During the August 5 episode, the crew celebrates its one-year News Night 2.0 anniversary at Will's apartment. Cue montage of the twenty-somethings playing 20 questions and reading tweets from Steve Martin aloud to each other while Jim and Will treat the crowd to an impromptu acoustic guitar jam session. Hilarious! Then, just when I can barely breathe as tears from laughter are streaming down my face, Newsroom president Charlie Skinner (played by Sam Waterston) asks a staff member's girlfriend to read a tweet from The Rock and is able to crack the code on a big, brewing National Security story. ROFLMFAO!

Plus, you know, Sorkinisms!

The point is the laughs are coming from places not intended.

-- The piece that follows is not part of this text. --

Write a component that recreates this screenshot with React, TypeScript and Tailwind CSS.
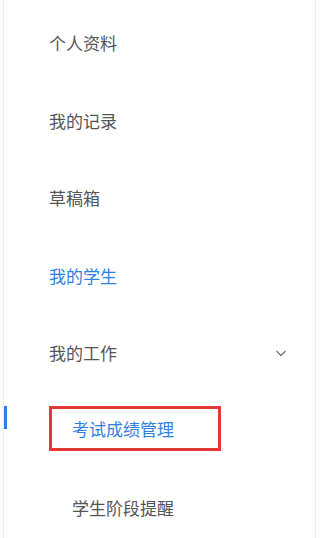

I Hope it Gets Better. Before every single episode, I hold out hope that it will turn itself down a few notches and see what the view is like outside of its own ass. But I am so appreciative of the message and the purpose and the unbridled optimism that each week I still tune in with the hopes that it will deliver. So far, that's not been the case. Even the most recent episode reeked of sanctimony [spoiler alert: for a show that spent a lot of time preaching about why the news shouldn't cover Casey Anthony and Anthony Weiner, it sure did spend a lot of fucking time on Casey Anthony and Anthony Weiner]. All while the guy Mack cheated on Will with is hired by Will to do a cover story in some sort of twisted Sorkin fantasy. A Sorkfantasy! LOL!

As Sorkin and his fellow executive producers prepare for season two, I hope they take the feedback to heart and turn the show around. There is recent precedence for this. Many critics agreed that season one of Parks and Recreation was over the top and silly. But you could see its potential. In season two, it started to gel. The characters were still ridiculous, but real. The situations were funny, but still plausibly exaggerated. And we began to invest in them as an audience. When Leslie Knope won the election for Pawnee City Council at the end of last season, I cried.

I sort of want to cry when I'm watching The Newsroom. Just not from laughing.